**DIRECTIONS**
Work through the entries below and report how many lines include "styles". The number alone is the answer.

---------------

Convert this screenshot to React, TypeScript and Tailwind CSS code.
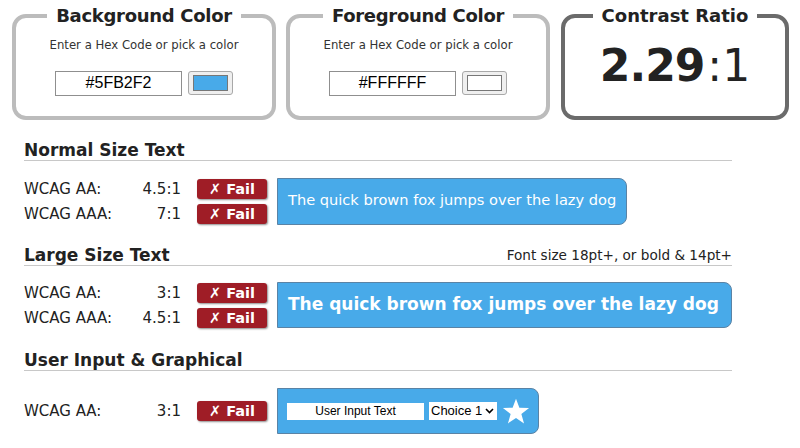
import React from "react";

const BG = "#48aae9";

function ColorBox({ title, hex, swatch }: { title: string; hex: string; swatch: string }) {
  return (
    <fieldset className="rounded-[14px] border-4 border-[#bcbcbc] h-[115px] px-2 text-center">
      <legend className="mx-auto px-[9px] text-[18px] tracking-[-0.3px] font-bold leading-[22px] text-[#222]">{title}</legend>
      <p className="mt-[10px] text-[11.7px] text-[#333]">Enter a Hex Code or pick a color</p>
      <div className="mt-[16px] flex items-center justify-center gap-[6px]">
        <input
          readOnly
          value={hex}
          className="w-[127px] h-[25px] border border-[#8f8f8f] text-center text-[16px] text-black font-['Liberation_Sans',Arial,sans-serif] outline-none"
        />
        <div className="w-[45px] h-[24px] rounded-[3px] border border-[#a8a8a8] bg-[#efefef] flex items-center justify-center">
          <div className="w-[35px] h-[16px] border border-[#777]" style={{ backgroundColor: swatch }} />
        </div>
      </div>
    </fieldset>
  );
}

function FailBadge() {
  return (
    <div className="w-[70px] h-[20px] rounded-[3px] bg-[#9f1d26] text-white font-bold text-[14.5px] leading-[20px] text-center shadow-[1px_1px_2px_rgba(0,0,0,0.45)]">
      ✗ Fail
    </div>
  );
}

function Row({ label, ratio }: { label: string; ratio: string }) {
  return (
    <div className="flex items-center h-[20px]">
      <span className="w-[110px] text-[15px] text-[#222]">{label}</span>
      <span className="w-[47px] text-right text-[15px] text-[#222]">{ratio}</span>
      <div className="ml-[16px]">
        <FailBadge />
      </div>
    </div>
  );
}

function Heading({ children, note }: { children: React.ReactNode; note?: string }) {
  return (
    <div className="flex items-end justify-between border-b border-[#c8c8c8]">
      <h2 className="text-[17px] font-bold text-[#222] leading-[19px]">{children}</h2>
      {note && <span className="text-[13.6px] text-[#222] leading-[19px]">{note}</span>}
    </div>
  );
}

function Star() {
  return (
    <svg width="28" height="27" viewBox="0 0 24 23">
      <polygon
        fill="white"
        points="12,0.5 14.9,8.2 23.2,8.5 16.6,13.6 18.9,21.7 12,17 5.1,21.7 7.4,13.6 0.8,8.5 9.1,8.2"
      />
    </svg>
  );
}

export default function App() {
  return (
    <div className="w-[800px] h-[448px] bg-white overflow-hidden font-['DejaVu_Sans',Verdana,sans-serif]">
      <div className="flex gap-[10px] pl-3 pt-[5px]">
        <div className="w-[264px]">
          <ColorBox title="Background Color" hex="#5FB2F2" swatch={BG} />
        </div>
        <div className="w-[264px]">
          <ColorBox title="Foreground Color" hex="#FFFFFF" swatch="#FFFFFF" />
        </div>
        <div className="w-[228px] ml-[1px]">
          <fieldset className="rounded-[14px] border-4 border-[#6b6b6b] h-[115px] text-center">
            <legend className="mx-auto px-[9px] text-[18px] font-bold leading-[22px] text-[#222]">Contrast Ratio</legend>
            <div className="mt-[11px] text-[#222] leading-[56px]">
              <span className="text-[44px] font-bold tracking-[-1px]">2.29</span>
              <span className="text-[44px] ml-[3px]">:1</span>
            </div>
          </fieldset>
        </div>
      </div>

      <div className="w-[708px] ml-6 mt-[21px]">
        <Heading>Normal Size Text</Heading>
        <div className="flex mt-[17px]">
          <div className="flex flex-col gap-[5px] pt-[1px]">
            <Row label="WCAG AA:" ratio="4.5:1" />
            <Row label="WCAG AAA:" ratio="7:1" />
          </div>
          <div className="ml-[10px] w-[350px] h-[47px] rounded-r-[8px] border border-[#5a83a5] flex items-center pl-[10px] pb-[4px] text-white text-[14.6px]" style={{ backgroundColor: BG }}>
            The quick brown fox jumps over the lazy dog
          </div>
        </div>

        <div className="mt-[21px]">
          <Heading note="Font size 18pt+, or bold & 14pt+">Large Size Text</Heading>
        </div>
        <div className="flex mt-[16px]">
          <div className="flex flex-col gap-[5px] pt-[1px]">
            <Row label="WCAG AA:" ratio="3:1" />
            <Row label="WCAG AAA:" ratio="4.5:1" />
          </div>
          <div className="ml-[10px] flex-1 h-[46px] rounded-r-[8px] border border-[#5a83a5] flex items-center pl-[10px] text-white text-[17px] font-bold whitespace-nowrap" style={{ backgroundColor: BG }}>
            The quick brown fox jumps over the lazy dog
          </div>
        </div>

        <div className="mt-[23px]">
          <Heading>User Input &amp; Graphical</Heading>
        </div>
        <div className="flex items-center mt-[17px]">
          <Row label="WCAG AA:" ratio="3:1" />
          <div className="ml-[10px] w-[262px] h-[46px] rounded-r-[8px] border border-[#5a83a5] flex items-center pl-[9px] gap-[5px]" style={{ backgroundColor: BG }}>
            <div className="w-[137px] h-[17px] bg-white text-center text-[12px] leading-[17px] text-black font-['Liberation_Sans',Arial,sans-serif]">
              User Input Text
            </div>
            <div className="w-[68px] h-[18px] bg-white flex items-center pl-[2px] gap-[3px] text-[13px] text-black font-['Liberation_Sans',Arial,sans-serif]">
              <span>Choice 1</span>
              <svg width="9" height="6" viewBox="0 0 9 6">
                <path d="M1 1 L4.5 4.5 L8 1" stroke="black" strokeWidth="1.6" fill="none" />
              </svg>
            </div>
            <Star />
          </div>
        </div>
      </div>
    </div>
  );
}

---------------

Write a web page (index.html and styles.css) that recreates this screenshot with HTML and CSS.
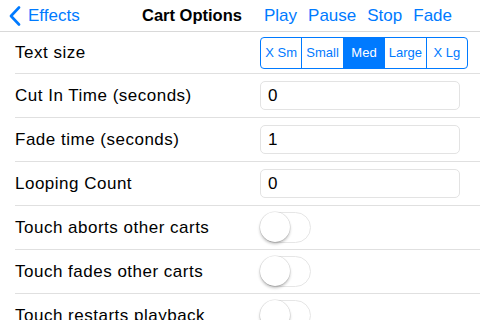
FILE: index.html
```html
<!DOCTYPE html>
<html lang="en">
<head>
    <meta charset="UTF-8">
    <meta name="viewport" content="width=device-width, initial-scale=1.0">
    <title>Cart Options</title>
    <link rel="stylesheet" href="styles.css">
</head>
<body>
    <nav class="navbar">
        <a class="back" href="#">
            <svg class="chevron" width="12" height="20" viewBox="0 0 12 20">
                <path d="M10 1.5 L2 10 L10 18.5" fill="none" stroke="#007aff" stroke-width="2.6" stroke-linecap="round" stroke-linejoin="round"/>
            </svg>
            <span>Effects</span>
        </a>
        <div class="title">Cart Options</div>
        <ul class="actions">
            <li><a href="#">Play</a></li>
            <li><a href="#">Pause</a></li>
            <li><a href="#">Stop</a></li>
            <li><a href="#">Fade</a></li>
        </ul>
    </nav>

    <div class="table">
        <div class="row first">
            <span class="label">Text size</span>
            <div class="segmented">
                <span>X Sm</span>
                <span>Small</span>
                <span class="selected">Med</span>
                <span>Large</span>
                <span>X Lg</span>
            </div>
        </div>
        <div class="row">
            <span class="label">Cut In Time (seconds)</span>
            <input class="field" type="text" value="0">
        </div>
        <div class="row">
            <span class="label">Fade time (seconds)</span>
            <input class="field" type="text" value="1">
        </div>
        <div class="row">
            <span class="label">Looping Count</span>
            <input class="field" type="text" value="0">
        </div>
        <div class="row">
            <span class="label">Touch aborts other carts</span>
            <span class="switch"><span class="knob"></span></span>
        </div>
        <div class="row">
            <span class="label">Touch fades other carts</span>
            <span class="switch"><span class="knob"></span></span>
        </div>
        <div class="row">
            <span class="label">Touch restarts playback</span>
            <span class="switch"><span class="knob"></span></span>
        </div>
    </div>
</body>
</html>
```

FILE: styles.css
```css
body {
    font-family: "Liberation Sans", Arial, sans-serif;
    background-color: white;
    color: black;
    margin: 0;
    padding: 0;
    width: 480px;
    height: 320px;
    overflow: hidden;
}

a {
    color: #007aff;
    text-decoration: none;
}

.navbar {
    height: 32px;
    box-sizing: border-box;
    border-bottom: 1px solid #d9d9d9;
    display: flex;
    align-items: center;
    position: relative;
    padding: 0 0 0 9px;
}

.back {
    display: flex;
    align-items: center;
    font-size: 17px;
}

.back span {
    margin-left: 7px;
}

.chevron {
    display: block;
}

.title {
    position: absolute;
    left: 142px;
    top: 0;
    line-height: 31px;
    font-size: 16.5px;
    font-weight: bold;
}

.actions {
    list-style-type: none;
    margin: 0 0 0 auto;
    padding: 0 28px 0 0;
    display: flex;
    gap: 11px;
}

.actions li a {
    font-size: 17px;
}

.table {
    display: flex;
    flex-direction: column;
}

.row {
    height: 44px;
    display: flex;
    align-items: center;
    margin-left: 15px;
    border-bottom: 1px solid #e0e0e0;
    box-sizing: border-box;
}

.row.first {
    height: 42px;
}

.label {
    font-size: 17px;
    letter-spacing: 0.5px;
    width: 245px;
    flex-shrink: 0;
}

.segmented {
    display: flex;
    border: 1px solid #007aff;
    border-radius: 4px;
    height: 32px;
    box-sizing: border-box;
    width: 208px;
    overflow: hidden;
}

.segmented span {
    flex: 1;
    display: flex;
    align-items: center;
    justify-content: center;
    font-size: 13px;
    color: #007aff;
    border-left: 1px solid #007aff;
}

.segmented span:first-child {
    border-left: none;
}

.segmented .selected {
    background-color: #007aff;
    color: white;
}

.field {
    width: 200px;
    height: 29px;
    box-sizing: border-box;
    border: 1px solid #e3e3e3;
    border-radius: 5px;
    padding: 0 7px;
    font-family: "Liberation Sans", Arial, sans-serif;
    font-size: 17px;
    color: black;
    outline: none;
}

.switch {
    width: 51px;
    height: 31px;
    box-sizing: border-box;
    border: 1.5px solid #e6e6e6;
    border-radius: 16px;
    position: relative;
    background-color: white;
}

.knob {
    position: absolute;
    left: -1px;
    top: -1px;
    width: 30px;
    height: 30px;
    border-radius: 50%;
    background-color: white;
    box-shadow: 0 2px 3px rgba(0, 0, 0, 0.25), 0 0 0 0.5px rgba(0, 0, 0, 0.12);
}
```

---------------

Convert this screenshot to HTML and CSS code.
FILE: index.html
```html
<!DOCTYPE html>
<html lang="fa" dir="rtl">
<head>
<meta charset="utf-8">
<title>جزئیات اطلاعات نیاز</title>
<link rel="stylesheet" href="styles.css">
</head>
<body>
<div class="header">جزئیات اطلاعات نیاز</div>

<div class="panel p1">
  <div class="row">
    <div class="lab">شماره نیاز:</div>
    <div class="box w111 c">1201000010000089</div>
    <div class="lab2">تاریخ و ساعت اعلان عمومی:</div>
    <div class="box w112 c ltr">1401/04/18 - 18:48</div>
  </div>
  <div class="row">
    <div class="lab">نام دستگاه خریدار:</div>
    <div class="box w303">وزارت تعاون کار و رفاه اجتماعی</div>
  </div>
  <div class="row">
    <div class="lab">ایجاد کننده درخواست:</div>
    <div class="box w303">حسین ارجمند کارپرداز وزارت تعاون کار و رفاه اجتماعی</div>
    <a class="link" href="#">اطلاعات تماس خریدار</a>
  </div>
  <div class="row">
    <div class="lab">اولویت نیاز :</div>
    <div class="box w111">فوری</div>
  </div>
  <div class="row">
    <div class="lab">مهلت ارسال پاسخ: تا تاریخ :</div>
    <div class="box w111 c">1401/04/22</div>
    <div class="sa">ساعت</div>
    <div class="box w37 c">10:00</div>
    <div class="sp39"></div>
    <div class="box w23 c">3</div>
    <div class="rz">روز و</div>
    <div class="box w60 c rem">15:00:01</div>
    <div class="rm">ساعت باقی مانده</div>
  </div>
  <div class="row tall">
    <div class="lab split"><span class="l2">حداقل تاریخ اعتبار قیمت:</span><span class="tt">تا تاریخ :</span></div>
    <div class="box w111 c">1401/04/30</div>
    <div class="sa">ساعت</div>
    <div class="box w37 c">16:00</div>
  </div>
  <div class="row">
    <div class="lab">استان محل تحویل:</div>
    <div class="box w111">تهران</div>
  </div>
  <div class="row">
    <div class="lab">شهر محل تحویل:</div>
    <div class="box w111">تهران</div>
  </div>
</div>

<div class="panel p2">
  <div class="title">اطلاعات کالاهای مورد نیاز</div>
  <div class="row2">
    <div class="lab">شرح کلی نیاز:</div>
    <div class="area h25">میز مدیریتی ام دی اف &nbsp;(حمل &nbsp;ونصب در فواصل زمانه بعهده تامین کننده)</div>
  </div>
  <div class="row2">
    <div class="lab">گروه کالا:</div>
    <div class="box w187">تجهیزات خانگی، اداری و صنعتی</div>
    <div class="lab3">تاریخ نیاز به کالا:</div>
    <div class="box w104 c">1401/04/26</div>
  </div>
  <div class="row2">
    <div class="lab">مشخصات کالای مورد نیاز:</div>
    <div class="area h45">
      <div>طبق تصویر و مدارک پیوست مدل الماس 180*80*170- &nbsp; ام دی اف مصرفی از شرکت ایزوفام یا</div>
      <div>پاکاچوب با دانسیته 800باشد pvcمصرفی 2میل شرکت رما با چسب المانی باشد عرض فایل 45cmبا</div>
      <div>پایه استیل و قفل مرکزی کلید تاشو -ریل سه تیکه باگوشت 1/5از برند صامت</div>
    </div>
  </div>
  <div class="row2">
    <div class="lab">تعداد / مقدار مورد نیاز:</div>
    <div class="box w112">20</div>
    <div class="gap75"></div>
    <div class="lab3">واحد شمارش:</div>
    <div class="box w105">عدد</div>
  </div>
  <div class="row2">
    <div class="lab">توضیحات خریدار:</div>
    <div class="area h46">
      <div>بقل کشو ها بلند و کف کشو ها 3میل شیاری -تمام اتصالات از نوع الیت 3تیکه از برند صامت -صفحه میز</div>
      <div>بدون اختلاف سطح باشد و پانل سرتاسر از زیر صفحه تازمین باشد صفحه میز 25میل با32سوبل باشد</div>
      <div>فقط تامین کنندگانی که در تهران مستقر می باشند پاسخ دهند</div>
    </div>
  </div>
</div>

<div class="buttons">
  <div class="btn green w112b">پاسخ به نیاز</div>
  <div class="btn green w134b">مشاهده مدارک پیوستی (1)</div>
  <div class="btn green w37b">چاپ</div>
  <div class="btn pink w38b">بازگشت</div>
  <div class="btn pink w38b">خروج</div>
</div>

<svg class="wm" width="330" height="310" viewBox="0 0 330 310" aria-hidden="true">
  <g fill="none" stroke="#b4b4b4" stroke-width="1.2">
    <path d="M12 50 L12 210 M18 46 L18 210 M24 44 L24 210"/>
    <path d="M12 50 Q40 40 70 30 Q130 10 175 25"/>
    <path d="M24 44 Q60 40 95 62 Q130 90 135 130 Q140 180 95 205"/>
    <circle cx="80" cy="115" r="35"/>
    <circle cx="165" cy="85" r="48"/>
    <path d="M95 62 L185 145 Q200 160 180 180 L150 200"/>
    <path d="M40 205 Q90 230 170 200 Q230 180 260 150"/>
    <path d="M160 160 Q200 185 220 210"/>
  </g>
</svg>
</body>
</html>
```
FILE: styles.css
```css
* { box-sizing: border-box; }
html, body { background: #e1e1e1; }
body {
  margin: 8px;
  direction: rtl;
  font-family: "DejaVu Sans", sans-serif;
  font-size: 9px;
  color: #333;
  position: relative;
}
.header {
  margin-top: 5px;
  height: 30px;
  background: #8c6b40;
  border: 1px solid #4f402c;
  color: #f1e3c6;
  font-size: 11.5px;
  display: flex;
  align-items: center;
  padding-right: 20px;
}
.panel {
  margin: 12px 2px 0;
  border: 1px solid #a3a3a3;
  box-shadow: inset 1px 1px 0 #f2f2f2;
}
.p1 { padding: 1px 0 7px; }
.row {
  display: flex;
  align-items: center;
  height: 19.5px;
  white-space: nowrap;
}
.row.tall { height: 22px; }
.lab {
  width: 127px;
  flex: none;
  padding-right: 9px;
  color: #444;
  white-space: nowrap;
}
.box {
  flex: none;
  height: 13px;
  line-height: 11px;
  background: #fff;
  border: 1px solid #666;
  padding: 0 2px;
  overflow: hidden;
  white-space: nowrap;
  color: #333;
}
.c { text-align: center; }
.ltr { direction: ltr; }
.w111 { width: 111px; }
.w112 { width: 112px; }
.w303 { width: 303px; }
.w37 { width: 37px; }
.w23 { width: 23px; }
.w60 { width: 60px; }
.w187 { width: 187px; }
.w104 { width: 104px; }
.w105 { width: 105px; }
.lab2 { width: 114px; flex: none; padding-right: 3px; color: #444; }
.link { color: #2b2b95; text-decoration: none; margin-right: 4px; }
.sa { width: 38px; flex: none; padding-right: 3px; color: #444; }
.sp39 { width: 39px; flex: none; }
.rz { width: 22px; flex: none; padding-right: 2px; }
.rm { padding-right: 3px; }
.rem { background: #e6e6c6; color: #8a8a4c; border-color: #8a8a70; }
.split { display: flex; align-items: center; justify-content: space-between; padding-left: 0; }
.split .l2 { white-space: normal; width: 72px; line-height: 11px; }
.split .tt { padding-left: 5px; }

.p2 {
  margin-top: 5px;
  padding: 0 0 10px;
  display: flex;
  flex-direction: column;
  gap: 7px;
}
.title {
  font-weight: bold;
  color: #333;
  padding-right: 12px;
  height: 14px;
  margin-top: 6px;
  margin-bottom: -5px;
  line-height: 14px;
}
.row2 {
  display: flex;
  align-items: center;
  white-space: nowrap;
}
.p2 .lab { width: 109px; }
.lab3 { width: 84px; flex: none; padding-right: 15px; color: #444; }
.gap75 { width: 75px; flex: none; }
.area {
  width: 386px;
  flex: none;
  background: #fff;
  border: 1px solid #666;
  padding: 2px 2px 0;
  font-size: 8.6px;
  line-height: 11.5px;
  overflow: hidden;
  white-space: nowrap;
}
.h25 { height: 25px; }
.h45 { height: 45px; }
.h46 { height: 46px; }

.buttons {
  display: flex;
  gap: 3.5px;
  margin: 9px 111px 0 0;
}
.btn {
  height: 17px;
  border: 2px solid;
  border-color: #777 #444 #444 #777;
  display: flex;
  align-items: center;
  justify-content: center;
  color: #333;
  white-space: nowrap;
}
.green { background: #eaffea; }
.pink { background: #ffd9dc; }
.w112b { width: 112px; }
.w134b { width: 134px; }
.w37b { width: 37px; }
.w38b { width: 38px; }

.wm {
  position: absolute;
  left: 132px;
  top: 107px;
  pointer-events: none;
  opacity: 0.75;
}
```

---------------

**WRITTEN SOLUTION**
5